Description of the task:
Give only the number of lines that include the string "screenshot".

********

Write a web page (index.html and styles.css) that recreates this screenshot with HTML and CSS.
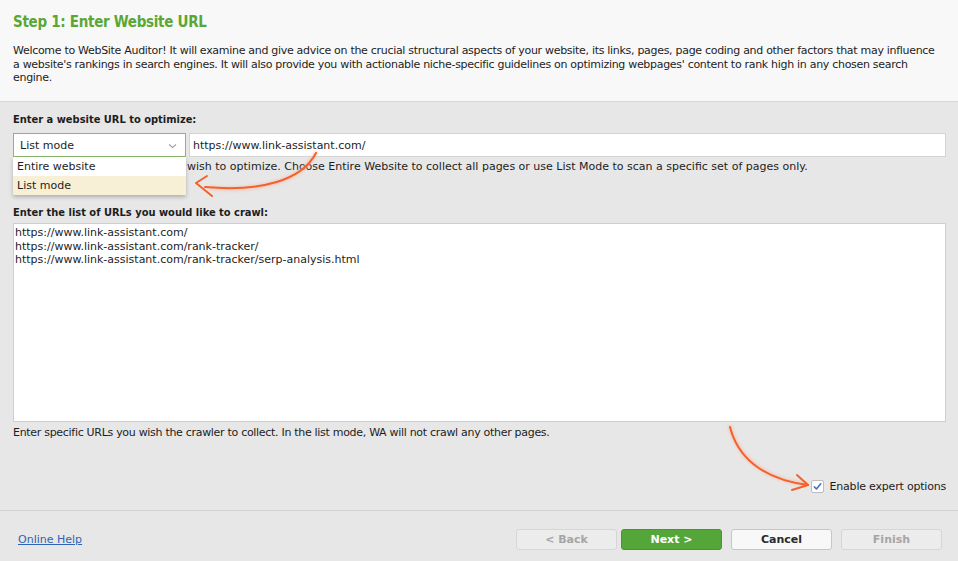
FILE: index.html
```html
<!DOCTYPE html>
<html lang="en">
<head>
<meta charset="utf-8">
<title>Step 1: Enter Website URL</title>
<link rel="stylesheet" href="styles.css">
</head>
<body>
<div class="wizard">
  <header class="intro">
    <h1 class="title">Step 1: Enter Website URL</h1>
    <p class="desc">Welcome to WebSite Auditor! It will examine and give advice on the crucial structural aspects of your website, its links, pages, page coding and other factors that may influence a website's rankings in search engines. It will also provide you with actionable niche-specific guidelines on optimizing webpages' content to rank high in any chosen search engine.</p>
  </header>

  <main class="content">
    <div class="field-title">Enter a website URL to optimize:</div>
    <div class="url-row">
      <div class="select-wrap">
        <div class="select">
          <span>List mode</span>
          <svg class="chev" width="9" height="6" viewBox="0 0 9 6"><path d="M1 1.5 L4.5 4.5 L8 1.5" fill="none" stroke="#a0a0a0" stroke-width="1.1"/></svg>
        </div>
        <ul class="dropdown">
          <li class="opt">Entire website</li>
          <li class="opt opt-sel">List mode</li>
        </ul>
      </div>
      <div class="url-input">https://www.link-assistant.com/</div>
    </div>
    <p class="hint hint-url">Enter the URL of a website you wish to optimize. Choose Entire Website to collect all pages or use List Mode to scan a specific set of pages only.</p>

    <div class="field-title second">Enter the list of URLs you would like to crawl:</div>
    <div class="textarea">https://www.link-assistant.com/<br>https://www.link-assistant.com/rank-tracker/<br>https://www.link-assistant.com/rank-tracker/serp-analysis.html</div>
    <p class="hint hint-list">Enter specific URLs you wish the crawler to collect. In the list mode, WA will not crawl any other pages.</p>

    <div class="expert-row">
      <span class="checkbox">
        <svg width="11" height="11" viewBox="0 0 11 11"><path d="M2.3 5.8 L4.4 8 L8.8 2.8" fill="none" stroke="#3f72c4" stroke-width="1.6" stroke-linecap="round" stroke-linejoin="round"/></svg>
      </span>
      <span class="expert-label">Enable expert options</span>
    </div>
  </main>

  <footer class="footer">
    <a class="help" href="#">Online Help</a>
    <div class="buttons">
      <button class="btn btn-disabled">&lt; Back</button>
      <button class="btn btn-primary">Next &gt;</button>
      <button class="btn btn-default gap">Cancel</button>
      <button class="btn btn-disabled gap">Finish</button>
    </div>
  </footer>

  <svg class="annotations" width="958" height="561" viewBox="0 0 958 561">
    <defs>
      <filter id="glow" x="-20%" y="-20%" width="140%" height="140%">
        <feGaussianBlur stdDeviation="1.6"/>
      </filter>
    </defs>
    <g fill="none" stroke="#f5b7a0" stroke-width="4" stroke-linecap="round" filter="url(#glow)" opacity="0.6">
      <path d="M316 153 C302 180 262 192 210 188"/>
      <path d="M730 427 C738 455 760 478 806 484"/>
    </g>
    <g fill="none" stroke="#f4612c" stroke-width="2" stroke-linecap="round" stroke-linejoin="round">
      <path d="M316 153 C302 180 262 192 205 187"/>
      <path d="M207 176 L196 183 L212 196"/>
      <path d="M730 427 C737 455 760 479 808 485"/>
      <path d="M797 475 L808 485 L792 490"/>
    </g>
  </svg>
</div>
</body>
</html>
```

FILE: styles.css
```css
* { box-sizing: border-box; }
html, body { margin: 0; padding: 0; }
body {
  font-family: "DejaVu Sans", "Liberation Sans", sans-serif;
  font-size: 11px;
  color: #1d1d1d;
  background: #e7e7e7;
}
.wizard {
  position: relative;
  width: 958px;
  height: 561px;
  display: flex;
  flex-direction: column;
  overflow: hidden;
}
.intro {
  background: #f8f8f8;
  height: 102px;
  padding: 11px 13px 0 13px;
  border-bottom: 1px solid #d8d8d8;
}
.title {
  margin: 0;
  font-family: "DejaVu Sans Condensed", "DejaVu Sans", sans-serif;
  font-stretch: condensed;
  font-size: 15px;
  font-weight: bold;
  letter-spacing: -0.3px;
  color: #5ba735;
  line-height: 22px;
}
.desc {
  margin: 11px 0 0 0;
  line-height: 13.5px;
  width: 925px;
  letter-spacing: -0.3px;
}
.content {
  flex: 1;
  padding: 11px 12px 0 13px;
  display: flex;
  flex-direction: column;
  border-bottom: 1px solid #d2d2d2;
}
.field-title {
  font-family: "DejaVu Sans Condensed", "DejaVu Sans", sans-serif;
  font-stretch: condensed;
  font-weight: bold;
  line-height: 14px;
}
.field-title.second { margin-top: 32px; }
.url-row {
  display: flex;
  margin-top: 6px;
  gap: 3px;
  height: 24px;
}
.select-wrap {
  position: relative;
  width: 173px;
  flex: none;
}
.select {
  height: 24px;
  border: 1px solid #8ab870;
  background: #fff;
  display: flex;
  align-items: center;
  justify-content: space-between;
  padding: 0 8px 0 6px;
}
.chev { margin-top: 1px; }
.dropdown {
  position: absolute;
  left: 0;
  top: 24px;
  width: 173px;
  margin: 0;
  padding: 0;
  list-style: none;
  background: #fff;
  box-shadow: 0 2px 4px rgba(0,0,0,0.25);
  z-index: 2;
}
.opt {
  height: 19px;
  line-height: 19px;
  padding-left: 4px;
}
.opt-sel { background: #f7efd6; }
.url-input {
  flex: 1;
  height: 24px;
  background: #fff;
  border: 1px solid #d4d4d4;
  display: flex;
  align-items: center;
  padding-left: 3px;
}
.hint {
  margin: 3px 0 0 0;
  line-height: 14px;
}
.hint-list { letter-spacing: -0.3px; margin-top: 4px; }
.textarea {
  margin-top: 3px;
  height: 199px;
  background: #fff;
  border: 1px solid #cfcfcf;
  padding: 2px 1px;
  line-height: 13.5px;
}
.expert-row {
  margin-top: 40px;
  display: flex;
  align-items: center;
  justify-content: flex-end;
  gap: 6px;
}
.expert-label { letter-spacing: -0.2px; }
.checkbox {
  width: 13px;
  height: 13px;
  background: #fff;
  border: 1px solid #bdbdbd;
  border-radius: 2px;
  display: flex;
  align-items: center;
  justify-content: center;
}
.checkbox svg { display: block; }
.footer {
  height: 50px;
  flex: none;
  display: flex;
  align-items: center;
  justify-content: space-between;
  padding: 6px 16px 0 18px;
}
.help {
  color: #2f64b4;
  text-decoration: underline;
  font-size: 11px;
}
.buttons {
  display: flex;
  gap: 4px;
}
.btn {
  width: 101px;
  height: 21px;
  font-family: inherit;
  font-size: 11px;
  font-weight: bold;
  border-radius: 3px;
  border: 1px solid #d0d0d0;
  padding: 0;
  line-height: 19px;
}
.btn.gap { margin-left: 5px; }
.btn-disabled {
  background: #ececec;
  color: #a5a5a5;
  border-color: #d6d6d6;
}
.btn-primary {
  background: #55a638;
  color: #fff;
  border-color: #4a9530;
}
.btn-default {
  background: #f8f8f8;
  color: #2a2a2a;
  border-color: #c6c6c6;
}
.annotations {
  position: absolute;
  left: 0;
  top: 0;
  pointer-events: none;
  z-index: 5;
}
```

********

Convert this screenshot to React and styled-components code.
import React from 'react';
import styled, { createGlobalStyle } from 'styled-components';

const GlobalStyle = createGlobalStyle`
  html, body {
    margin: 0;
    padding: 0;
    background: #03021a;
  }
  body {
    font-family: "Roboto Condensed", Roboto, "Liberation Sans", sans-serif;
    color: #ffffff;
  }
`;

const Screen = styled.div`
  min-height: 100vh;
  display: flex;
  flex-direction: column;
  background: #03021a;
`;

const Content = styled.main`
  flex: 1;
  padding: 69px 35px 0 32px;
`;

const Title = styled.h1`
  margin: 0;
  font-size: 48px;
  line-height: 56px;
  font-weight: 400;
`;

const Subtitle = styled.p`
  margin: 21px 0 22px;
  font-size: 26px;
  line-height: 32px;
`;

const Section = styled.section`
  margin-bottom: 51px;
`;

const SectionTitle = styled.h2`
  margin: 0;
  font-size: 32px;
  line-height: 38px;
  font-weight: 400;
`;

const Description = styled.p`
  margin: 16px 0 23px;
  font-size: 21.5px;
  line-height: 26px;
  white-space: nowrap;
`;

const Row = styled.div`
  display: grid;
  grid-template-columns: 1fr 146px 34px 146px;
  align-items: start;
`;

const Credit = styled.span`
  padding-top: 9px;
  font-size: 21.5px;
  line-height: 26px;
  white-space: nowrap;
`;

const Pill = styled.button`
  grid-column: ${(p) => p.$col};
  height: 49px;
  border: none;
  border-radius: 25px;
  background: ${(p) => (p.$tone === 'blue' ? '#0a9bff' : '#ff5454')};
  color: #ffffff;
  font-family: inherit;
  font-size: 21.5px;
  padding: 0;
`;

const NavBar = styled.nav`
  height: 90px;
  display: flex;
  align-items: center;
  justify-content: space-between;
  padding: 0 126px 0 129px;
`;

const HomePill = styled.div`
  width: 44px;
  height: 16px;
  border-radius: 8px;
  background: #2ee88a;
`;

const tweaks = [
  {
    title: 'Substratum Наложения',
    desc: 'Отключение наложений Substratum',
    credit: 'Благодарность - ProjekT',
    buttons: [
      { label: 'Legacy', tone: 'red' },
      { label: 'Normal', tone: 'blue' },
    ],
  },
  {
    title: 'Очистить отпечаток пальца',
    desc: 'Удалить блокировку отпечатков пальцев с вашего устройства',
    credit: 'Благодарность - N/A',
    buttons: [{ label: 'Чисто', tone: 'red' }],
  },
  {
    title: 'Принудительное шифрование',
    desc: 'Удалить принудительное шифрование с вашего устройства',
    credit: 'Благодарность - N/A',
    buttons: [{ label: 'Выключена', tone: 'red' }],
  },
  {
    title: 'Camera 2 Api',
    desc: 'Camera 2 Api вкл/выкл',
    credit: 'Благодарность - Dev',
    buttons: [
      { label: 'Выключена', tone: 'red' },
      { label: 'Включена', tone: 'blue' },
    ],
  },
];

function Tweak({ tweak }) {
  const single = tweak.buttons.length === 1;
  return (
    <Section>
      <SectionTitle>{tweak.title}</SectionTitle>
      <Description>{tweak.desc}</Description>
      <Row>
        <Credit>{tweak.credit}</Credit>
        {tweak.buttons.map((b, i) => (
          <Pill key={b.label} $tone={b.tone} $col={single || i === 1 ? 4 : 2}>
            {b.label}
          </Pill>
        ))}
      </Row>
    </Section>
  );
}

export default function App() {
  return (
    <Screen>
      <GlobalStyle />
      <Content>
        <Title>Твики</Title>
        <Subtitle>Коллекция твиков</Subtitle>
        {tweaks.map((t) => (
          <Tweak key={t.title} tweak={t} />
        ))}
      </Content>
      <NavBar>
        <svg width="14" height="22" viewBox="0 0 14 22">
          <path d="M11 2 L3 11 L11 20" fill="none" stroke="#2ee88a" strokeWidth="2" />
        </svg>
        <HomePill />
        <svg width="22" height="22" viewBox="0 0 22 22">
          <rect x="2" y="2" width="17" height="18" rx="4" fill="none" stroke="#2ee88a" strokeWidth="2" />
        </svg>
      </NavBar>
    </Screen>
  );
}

********

Answer to this exercise:
2